Data extract:
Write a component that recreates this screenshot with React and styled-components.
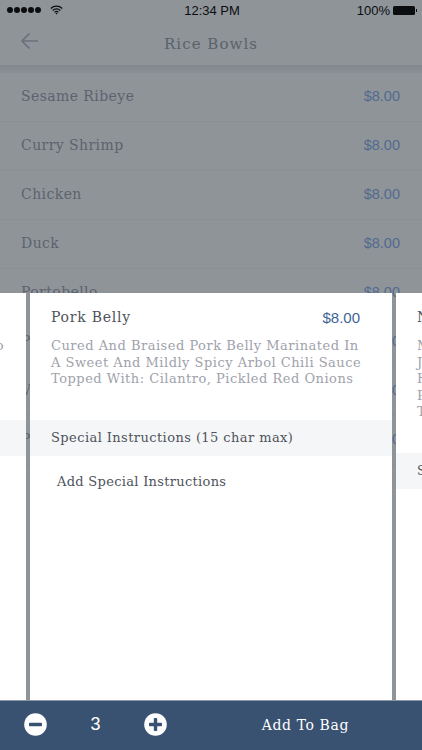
import React from 'react';
import styled, { createGlobalStyle } from 'styled-components';

const slab = '"DejaVu Serif", "Liberation Serif", serif';
const sans = '"Liberation Sans", Arial, sans-serif';

const GlobalStyle = createGlobalStyle`
  html, body { margin: 0; padding: 0; background: #fff; }
  * { box-sizing: border-box; }
`;

const Screen = styled.div`
  position: relative;
  width: 422px;
  height: 750px;
  overflow: hidden;
  display: flex;
  flex-direction: column;
  background: #8f9499;
`;

const StatusBar = styled.div`
  height: 20px;
  display: grid;
  grid-template-columns: 1fr auto 1fr;
  align-items: center;
  padding: 0 5px 0 7px;
  font: 13px ${sans};
  color: #0c0d0f;
`;

const Signal = styled.div`
  display: flex;
  align-items: center;
  gap: 9px;
`;

const Dots = styled.div`
  display: flex;
  gap: 1px;
`;

const Dot = styled.span`
  width: 6px;
  height: 6px;
  border-radius: 50%;
  background: #0c0d0f;
`;

const Battery = styled.div`
  display: flex;
  justify-content: flex-end;
  align-items: center;
  gap: 3px;
`;

const BatteryBody = styled.span`
  width: 22px;
  height: 9px;
  border-radius: 1.5px;
  background: #0c0d0f;
`;

const BatteryTip = styled.span`
  width: 1px;
  height: 3px;
  margin-left: -2px;
  background: #0c0d0f;
`;

const NavBar = styled.div`
  height: 45px;
  display: flex;
  align-items: center;
  justify-content: center;
  position: relative;
  padding-top: 2px;
  font: 15px ${slab};
  letter-spacing: 1.05px;
  color: #5a616c;
`;

const BackIcon = styled.svg`
  position: absolute;
  left: 20px;
  top: 12px;
`;

const NavShadow = styled.div`
  height: 8px;
  background: linear-gradient(#83888f, #8a8f95);
`;

const MenuList = styled.div`
  flex: 1;
  overflow: hidden;
`;

const MenuRow = styled.div`
  height: 49px;
  flex: none;
  display: flex;
  align-items: center;
  justify-content: space-between;
  padding: 0 22px 2px 21px;
  border-bottom: 1px solid #8b9095;
  font: 14px ${slab};
  letter-spacing: 0.42px;
  color: #5c636e;
`;

const RowPrice = styled.span`
  font: 14.5px ${sans};
  letter-spacing: 0;
  color: #526a8e;
`;

const Carousel = styled.div`
  position: absolute;
  left: 0;
  right: 0;
  top: 293px;
  bottom: 50px;
  display: flex;
  justify-content: center;
  gap: 4px;
`;

const Card = styled.div`
  flex: 0 0 362px;
  background: #fff;
  padding-top: 14px;
`;

const CardHead = styled.div`
  display: flex;
  justify-content: space-between;
  align-items: center;
  height: 20px;
  padding: 0 32px 0 21px;
  font: 14px ${slab};
  letter-spacing: 0.75px;
  color: #4e535b;
`;

const CardPrice = styled.span`
  font: 15px ${sans};
  letter-spacing: 0;
  color: #3f6596;
`;

const Description = styled.div`
  margin-top: 10px;
  padding: 1px 22px 0 21px;
  font: 13px/16.6px ${slab};
  letter-spacing: 0.5px;
  color: #9ea2ab;
`;

const Line = styled.div`
  white-space: nowrap;
  text-align: ${p => (p.$end ? 'right' : 'left')};
`;

const SpecialHead = styled.div`
  height: 36px;
  margin-top: 32px;
  display: flex;
  align-items: center;
  padding-left: 21px;
  background: #f5f6f8;
  font: 13px ${slab};
  letter-spacing: 0.42px;
  color: #4e535b;
`;

const SpecialInput = styled.div`
  padding: 18px 0 0 27px;
  font: 13px ${slab};
  letter-spacing: 0.3px;
  color: #4e535b;
`;

const Footer = styled.div`
  position: relative;
  height: 50px;
  flex: none;
  display: flex;
  align-items: center;
  padding: 0 73px 2px 24px;
  background: #3a5272;
  border-top: 1px solid #8c97a6;
  color: #fff;
`;

const RoundButton = styled.svg`
  flex: none;
  display: block;
`;

const Quantity = styled.span`
  width: 97px;
  text-align: center;
  font: 18px ${sans};
`;

const AddToBag = styled.span`
  margin-left: auto;
  font: 14px ${slab};
  letter-spacing: 0.6px;
`;

const rows = [
  ['Sesame Ribeye', '$8.00'],
  ['Curry Shrimp', '$8.00'],
  ['Chicken', '$8.00'],
  ['Duck', '$8.00'],
  ['Portobello', '$8.00'],
  ['Pork Belly', '$8.00'],
  ['Veggie', '$8.00'],
  ['Pork Belly', '$8.00'],
];

const ItemCard = ({ name, price, lines, endFirst }) => (
  <Card>
    <CardHead>
      <span>{name}</span>
      <CardPrice>{price}</CardPrice>
    </CardHead>
    <Description>
      {lines.map((line, i) => (
        <Line key={i} $end={endFirst && i === 0}>
          {line}
        </Line>
      ))}
    </Description>
    <SpecialHead>Special Instructions (15 char max)</SpecialHead>
    <SpecialInput>Add Special Instructions</SpecialInput>
  </Card>
);

const CircleIcon = ({ plus }) => (
  <RoundButton width="23" height="23" viewBox="0 0 23 23">
    <circle cx="11.5" cy="11.5" r="11.3" fill="#fff" />
    <rect x="5" y="9.8" width="13" height="3.4" rx="0.8" fill="#3a5272" />
    {plus && <rect x="9.8" y="5" width="3.4" height="13" rx="0.8" fill="#3a5272" />}
  </RoundButton>
);

export default function App() {
  return (
    <Screen>
      <GlobalStyle />
      <StatusBar>
        <Signal>
          <Dots>
            {[0, 1, 2, 3, 4].map(i => (
              <Dot key={i} />
            ))}
          </Dots>
          <svg width="13" height="10" viewBox="0 0 16 12">
            <path d="M1 4.2a10 10 0 0 1 14 0M3.3 6.6a6.8 6.8 0 0 1 9.4 0M5.6 8.9a3.4 3.4 0 0 1 4.8 0" fill="none" stroke="#0c0d0f" strokeWidth="1.5" />
            <path d="M6.7 10.1a1.9 1.9 0 0 1 2.6 0L8 11.6z" fill="#0c0d0f" />
          </svg>
        </Signal>
        <span>12:34 PM</span>
        <Battery>
          <span>100%</span>
          <BatteryBody />
          <BatteryTip />
        </Battery>
      </StatusBar>
      <NavBar>
        <BackIcon width="19" height="18" viewBox="0 0 19 18">
          <path d="M18 9H2M9.5 1.5L2 9l7.5 7.5" fill="none" stroke="#68707c" strokeWidth="1.6" />
        </BackIcon>
        Rice Bowls
      </NavBar>
      <NavShadow />
      <MenuList>
        {rows.map(([name, price], i) => (
          <MenuRow key={i}>
            <span>{name}</span>
            <RowPrice>{price}</RowPrice>
          </MenuRow>
        ))}
      </MenuList>
      <Carousel>
        <ItemCard
          name="Veggie"
          price="$8.00"
          endFirst
          lines={['Grilled Tofu With Sesame And Miso', 'Topped With: Scallions', 'And Sprouts']}
        />
        <ItemCard
          name="Pork Belly"
          price="$8.00"
          lines={[
            'Cured And Braised Pork Belly Marinated In',
            'A Sweet And Mildly Spicy Arbol Chili Sauce',
            'Topped With: Cilantro, Pickled Red Onions',
          ]}
        />
        <ItemCard
          name="Nori"
          price="$8.00"
          lines={['Marinated Tofu', 'Jalapeno', 'Herbs', 'Pickles', 'Toasted Sesame']}
        />
      </Carousel>
      <Footer>
        <CircleIcon />
        <Quantity>3</Quantity>
        <CircleIcon plus />
        <AddToBag>Add To Bag</AddToBag>
      </Footer>
    </Screen>
  );
}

What you have to do: Write out the data precisely as given, excluding the pictures.

Answer below:
Write a component that recreates this screenshot with React and styled-components.
import React from 'react';
import styled, { createGlobalStyle } from 'styled-components';

const slab = '"DejaVu Serif", "Liberation Serif", serif';
const sans = '"Liberation Sans", Arial, sans-serif';

const GlobalStyle = createGlobalStyle`
  html, body { margin: 0; padding: 0; background: #fff; }
  * { box-sizing: border-box; }
`;

const Screen = styled.div`
  position: relative;
  width: 422px;
  height: 750px;
  overflow: hidden;
  display: flex;
  flex-direction: column;
  background: #8f9499;
`;

const StatusBar = styled.div`
  height: 20px;
  display: grid;
  grid-template-columns: 1fr auto 1fr;
  align-items: center;
  padding: 0 5px 0 7px;
  font: 13px ${sans};
  color: #0c0d0f;
`;

const Signal = styled.div`
  display: flex;
  align-items: center;
  gap: 9px;
`;

const Dots = styled.div`
  display: flex;
  gap: 1px;
`;

const Dot = styled.span`
  width: 6px;
  height: 6px;
  border-radius: 50%;
  background: #0c0d0f;
`;

const Battery = styled.div`
  display: flex;
  justify-content: flex-end;
  align-items: center;
  gap: 3px;
`;

const BatteryBody = styled.span`
  width: 22px;
  height: 9px;
  border-radius: 1.5px;
  background: #0c0d0f;
`;

const BatteryTip = styled.span`
  width: 1px;
  height: 3px;
  margin-left: -2px;
  background: #0c0d0f;
`;

const NavBar = styled.div`
  height: 45px;
  display: flex;
  align-items: center;
  justify-content: center;
  position: relative;
  padding-top: 2px;
  font: 15px ${slab};
  letter-spacing: 1.05px;
  color: #5a616c;
`;

const BackIcon = styled.svg`
  position: absolute;
  left: 20px;
  top: 12px;
`;

const NavShadow = styled.div`
  height: 8px;
  background: linear-gradient(#83888f, #8a8f95);
`;

const MenuList = styled.div`
  flex: 1;
  overflow: hidden;
`;

const MenuRow = styled.div`
  height: 49px;
  flex: none;
  display: flex;
  align-items: center;
  justify-content: space-between;
  padding: 0 22px 2px 21px;
  border-bottom: 1px solid #8b9095;
  font: 14px ${slab};
  letter-spacing: 0.42px;
  color: #5c636e;
`;

const RowPrice = styled.span`
  font: 14.5px ${sans};
  letter-spacing: 0;
  color: #526a8e;
`;

const Carousel = styled.div`
  position: absolute;
  left: 0;
  right: 0;
  top: 293px;
  bottom: 50px;
  display: flex;
  justify-content: center;
  gap: 4px;
`;

const Card = styled.div`
  flex: 0 0 362px;
  background: #fff;
  padding-top: 14px;
`;

const CardHead = styled.div`
  display: flex;
  justify-content: space-between;
  align-items: center;
  height: 20px;
  padding: 0 32px 0 21px;
  font: 14px ${slab};
  letter-spacing: 0.75px;
  color: #4e535b;
`;

const CardPrice = styled.span`
  font: 15px ${sans};
  letter-spacing: 0;
  color: #3f6596;
`;

const Description = styled.div`
  margin-top: 10px;
  padding: 1px 22px 0 21px;
  font: 13px/16.6px ${slab};
  letter-spacing: 0.5px;
  color: #9ea2ab;
`;

const Line = styled.div`
  white-space: nowrap;
  text-align: ${p => (p.$end ? 'right' : 'left')};
`;

const SpecialHead = styled.div`
  height: 36px;
  margin-top: 32px;
  display: flex;
  align-items: center;
  padding-left: 21px;
  background: #f5f6f8;
  font: 13px ${slab};
  letter-spacing: 0.42px;
  color: #4e535b;
`;

const SpecialInput = styled.div`
  padding: 18px 0 0 27px;
  font: 13px ${slab};
  letter-spacing: 0.3px;
  color: #4e535b;
`;

const Footer = styled.div`
  position: relative;
  height: 50px;
  flex: none;
  display: flex;
  align-items: center;
  padding: 0 73px 2px 24px;
  background: #3a5272;
  border-top: 1px solid #8c97a6;
  color: #fff;
`;

const RoundButton = styled.svg`
  flex: none;
  display: block;
`;

const Quantity = styled.span`
  width: 97px;
  text-align: center;
  font: 18px ${sans};
`;

const AddToBag = styled.span`
  margin-left: auto;
  font: 14px ${slab};
  letter-spacing: 0.6px;
`;

const rows = [
  ['Sesame Ribeye', '$8.00'],
  ['Curry Shrimp', '$8.00'],
  ['Chicken', '$8.00'],
  ['Duck', '$8.00'],
  ['Portobello', '$8.00'],
  ['Pork Belly', '$8.00'],
  ['Veggie', '$8.00'],
  ['Pork Belly', '$8.00'],
];

const ItemCard = ({ name, price, lines, endFirst }) => (
  <Card>
    <CardHead>
      <span>{name}</span>
      <CardPrice>{price}</CardPrice>
    </CardHead>
    <Description>
      {lines.map((line, i) => (
        <Line key={i} $end={endFirst && i === 0}>
          {line}
        </Line>
      ))}
    </Description>
    <SpecialHead>Special Instructions (15 char max)</SpecialHead>
    <SpecialInput>Add Special Instructions</SpecialInput>
  </Card>
);

const CircleIcon = ({ plus }) => (
  <RoundButton width="23" height="23" viewBox="0 0 23 23">
    <circle cx="11.5" cy="11.5" r="11.3" fill="#fff" />
    <rect x="5" y="9.8" width="13" height="3.4" rx="0.8" fill="#3a5272" />
    {plus && <rect x="9.8" y="5" width="3.4" height="13" rx="0.8" fill="#3a5272" />}
  </RoundButton>
);

export default function App() {
  return (
    <Screen>
      <GlobalStyle />
      <StatusBar>
        <Signal>
          <Dots>
            {[0, 1, 2, 3, 4].map(i => (
              <Dot key={i} />
            ))}
          </Dots>
          <svg width="13" height="10" viewBox="0 0 16 12">
            <path d="M1 4.2a10 10 0 0 1 14 0M3.3 6.6a6.8 6.8 0 0 1 9.4 0M5.6 8.9a3.4 3.4 0 0 1 4.8 0" fill="none" stroke="#0c0d0f" strokeWidth="1.5" />
            <path d="M6.7 10.1a1.9 1.9 0 0 1 2.6 0L8 11.6z" fill="#0c0d0f" />
          </svg>
        </Signal>
        <span>12:34 PM</span>
        <Battery>
          <span>100%</span>
          <BatteryBody />
          <BatteryTip />
        </Battery>
      </StatusBar>
      <NavBar>
        <BackIcon width="19" height="18" viewBox="0 0 19 18">
          <path d="M18 9H2M9.5 1.5L2 9l7.5 7.5" fill="none" stroke="#68707c" strokeWidth="1.6" />
        </BackIcon>
        Rice Bowls
      </NavBar>
      <NavShadow />
      <MenuList>
        {rows.map(([name, price], i) => (
          <MenuRow key={i}>
            <span>{name}</span>
            <RowPrice>{price}</RowPrice>
          </MenuRow>
        ))}
      </MenuList>
      <Carousel>
        <ItemCard
          name="Veggie"
          price="$8.00"
          endFirst
          lines={['Grilled Tofu With Sesame And Miso', 'Topped With: Scallions', 'And Sprouts']}
        />
        <ItemCard
          name="Pork Belly"
          price="$8.00"
          lines={[
            'Cured And Braised Pork Belly Marinated In',
            'A Sweet And Mildly Spicy Arbol Chili Sauce',
            'Topped With: Cilantro, Pickled Red Onions',
          ]}
        />
        <ItemCard
          name="Nori"
          price="$8.00"
          lines={['Marinated Tofu', 'Jalapeno', 'Herbs', 'Pickles', 'Toasted Sesame']}
        />
      </Carousel>
      <Footer>
        <CircleIcon />
        <Quantity>3</Quantity>
        <CircleIcon plus />
        <AddToBag>Add To Bag</AddToBag>
      </Footer>
    </Screen>
  );
}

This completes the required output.